Entries from a dataset:
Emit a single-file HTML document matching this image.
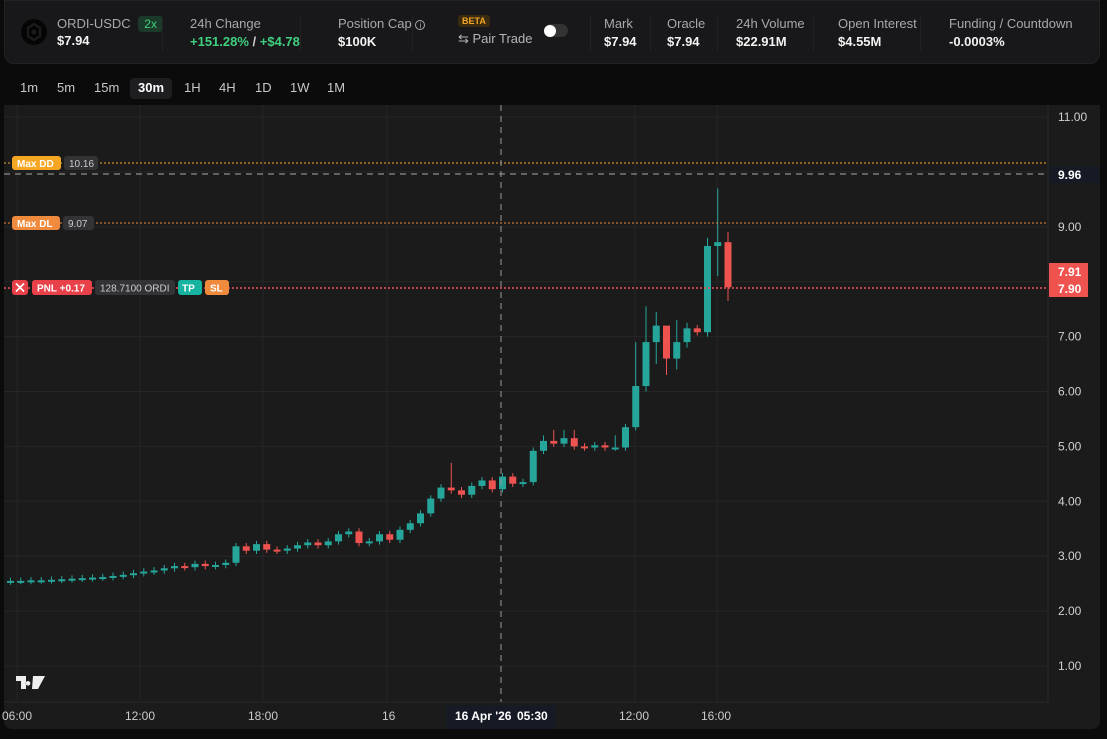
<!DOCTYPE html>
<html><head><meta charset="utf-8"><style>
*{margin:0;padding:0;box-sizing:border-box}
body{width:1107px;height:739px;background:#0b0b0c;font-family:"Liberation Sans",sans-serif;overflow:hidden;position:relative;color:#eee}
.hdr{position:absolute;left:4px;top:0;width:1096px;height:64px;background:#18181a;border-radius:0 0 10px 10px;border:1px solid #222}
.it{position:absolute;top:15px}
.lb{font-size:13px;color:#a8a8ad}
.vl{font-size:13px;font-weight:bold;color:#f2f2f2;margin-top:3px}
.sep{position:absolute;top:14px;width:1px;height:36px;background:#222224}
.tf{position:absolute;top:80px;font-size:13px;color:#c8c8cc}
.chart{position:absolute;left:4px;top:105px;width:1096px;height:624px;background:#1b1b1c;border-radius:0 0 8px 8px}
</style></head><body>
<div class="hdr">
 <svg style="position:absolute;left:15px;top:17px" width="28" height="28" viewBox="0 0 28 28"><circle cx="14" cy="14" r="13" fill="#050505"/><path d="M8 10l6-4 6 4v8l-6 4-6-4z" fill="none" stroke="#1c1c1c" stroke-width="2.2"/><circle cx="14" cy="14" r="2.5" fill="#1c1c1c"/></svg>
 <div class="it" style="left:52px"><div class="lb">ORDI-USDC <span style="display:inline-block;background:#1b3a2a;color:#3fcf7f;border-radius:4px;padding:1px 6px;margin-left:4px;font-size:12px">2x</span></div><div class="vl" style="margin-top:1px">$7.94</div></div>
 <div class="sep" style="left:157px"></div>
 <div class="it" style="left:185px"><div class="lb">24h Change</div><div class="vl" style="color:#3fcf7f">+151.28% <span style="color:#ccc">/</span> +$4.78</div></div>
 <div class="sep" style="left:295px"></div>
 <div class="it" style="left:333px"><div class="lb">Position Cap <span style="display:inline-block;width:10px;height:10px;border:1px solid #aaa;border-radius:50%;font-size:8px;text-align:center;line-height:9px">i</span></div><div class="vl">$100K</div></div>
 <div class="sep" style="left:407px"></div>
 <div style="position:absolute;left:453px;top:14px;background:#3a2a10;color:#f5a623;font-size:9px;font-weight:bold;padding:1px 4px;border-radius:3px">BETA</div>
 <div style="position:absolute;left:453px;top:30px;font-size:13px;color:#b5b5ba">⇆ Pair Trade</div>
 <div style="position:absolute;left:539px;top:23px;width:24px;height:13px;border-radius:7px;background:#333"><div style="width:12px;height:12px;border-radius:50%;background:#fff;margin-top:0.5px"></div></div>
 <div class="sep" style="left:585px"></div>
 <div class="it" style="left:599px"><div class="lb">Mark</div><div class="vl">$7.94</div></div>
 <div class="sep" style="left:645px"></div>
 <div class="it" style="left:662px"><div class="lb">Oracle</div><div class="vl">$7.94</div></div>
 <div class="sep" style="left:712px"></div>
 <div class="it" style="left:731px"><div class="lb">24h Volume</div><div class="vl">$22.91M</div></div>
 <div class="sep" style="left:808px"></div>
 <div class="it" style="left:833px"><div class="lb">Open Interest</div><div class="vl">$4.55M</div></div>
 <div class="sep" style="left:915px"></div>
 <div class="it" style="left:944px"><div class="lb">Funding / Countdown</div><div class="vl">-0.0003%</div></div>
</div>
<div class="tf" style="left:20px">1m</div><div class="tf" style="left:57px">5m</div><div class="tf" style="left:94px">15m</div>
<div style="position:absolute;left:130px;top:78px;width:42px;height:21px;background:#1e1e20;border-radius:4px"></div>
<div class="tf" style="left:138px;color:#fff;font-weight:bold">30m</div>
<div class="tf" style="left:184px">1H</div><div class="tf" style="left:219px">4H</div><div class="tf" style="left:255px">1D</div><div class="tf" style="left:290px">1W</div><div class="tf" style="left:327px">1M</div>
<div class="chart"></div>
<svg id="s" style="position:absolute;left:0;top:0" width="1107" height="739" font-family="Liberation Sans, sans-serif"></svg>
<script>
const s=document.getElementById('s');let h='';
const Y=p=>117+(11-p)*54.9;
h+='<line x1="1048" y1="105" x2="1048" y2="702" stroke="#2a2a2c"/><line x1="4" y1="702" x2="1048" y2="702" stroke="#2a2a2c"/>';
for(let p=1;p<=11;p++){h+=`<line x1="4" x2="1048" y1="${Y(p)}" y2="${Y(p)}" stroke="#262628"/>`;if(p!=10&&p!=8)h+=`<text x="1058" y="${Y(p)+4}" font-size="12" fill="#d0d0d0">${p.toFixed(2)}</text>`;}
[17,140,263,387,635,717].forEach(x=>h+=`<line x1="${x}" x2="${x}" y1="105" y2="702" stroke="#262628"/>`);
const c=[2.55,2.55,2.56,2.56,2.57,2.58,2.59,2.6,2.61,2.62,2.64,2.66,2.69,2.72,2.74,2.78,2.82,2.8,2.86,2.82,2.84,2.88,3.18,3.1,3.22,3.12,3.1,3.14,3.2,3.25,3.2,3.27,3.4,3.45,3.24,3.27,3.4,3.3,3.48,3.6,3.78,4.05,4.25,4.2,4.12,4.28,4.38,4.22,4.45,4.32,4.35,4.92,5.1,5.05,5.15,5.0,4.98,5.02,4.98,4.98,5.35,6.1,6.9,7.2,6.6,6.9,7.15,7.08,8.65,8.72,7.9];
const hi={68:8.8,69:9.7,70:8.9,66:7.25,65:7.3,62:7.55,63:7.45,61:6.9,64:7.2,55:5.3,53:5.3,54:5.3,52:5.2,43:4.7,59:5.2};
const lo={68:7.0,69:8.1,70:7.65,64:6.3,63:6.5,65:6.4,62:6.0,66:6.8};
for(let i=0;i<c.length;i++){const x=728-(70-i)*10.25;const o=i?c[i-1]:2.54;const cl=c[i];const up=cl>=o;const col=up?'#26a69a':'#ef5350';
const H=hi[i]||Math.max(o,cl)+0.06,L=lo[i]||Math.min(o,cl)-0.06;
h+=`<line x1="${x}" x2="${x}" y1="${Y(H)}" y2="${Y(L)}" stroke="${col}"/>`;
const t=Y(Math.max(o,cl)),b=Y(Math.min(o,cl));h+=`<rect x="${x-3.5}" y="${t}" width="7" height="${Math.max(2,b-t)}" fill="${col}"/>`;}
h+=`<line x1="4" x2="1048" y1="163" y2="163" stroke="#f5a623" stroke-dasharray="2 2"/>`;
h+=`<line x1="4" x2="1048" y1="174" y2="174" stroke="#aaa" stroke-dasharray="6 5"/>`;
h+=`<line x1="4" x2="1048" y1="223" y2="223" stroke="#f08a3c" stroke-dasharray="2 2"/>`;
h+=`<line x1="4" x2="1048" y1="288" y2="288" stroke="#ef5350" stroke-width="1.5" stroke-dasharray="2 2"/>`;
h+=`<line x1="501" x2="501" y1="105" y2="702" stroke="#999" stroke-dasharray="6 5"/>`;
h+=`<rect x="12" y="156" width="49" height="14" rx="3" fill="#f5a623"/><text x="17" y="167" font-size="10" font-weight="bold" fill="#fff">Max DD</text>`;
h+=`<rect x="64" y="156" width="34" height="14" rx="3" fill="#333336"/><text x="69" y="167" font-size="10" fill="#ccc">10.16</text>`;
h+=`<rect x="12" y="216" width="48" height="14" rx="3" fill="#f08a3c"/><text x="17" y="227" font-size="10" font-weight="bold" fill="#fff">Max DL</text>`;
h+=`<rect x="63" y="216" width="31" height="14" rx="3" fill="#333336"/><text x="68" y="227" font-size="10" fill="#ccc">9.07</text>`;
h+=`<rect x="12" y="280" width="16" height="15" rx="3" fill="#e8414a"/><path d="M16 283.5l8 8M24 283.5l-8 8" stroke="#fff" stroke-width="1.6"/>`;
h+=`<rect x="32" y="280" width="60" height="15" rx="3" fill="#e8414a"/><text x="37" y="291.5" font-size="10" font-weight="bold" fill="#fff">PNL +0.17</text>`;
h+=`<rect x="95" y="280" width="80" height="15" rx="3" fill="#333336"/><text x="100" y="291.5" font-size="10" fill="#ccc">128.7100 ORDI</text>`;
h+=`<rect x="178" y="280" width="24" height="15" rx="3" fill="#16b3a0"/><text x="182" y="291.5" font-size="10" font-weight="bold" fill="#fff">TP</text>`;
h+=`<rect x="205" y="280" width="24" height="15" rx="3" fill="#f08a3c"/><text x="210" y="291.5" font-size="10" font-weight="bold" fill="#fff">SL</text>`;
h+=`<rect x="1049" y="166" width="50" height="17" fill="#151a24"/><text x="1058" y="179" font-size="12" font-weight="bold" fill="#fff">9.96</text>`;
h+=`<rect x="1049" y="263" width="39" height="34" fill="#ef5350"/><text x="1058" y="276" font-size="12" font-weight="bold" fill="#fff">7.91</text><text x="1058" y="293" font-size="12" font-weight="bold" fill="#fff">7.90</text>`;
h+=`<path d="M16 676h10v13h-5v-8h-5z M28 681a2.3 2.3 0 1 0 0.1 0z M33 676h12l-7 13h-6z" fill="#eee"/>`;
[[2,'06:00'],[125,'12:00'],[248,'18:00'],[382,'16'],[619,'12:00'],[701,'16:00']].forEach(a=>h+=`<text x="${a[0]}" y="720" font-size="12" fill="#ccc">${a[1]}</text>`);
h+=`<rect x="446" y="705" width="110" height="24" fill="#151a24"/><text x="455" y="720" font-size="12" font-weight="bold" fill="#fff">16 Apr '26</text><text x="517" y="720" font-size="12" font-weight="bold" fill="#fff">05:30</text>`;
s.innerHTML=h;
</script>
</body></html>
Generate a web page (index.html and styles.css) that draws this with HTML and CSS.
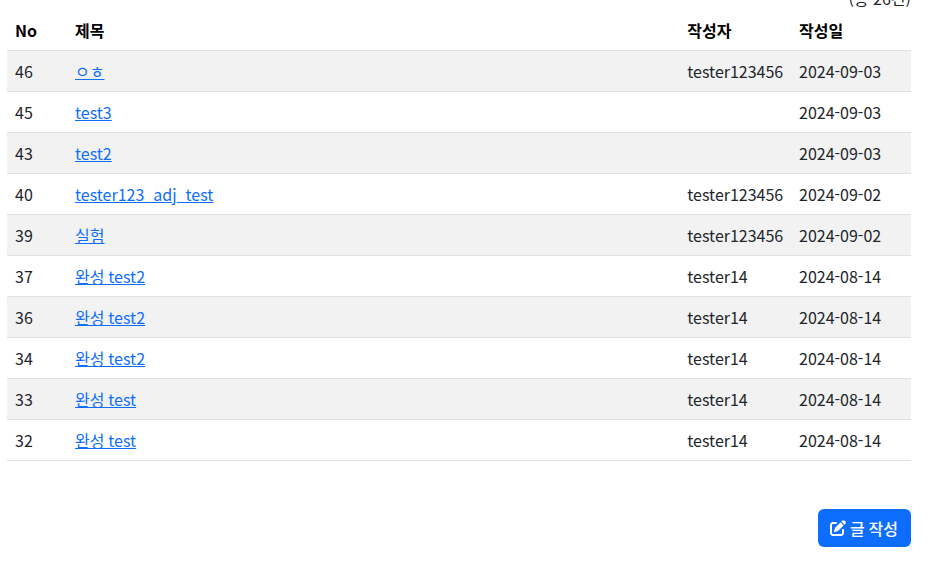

TO DO:
In the records above, find each line with the word "this" and copy it.

WRITTEN SOLUTION:
Emit a single-file HTML document matching this image.
Generate a web page (index.html and styles.css) that draws this with HTML and CSS.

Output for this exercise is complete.